A empresa tem muito a ganhar. Começa por maior eficiência tributária. O setor aéreo costuma dar prejuízo e acumular créditos tributários. Já o Smiles dá lucro, e paga cerca de R$ 200 milhões em impostos por ano. Sob as asas da Gol, a maior parte deste valor ficaria em seus cofres.
Além disso, esta é a oportunidade da Gol dar as cartas de como deve funcionar a conversão de milhas por passagens. Por exemplo, tornar barato resgates com antecedência e cobrar alto reservas de última hora. Com isto, oferece mais assentos ao cliente corporativo, que aceita pagar mais caro pela disponibilidade.

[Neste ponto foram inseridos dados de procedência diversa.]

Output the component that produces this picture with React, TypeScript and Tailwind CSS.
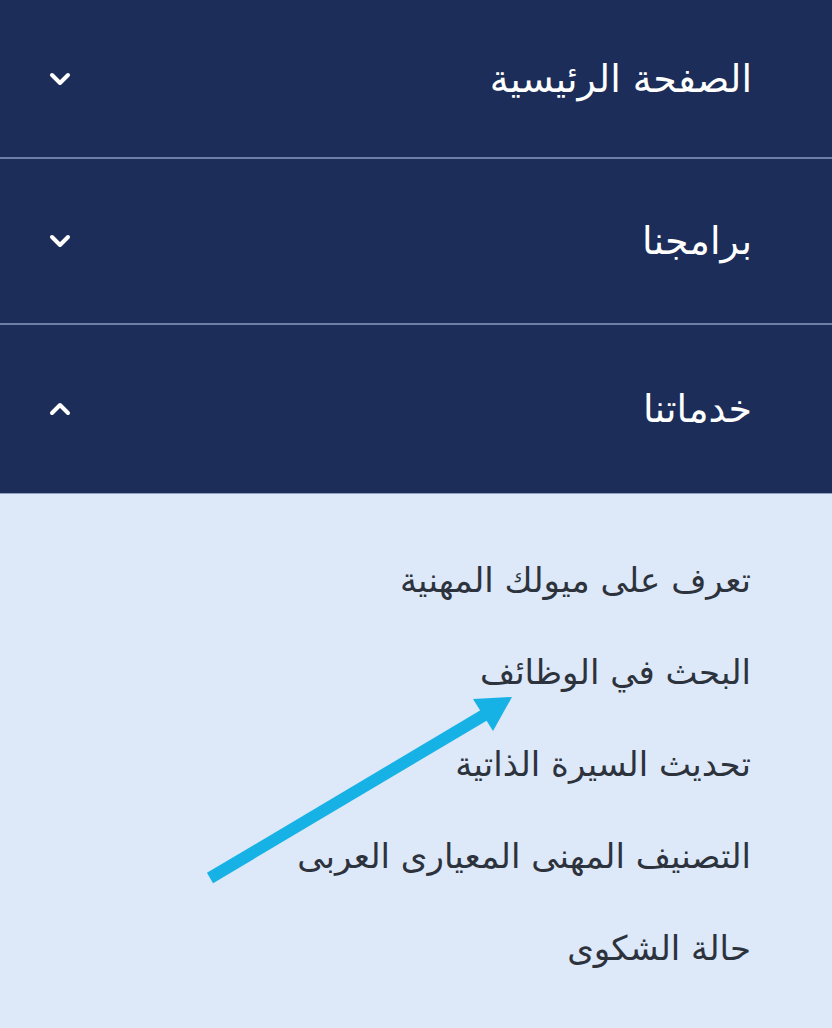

Ou desobriga-se de disponibilizar à Smiles um percentual fixo das passagens a preços baixos, mesmo com demanda aquecida.
Claro que o mercado financeiro não gostou. Em uma discussão que deve consumir tempo, sobraram a rigor duas alternativas. A primeira é conviver com uma ação da Smiles desvalorizada. A segunda é tornar-se compulsoriamente acionista da Gol.

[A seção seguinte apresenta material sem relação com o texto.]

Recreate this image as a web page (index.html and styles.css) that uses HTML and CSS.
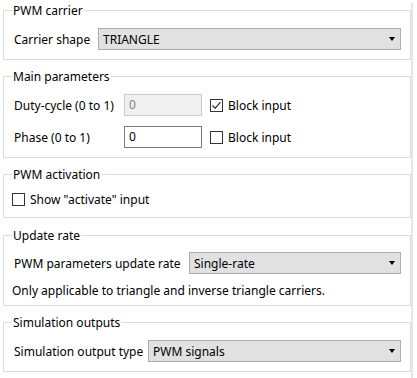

“Os acionistas da Smiles dormiram sócios de um negócio ultra rentável, e acordaram sócios a fórceps de uma companhia aérea, um negócio com resultados ultra voláteis e retorno de capital baixo”, ironiza um investidor.
A grande pergunta é como esta novidade afeta o consumidor que tem milhas. Aparentemente pouco, pois ele vai continuar a trocar pontos Smiles por passagens aéreas.
Com a faca e o queijo na mão, a Gol ganha autonomia e condições de igualdade com a concorrência para gerenciar preços e oferta. Claro que a empresa, hoje muito bem administrada, não é boba de abusar. Sabe que pode perder clientes e receita de venda aos bancos. Além disso, sempre haverá voos com assentos micados para negociar a preço de banana.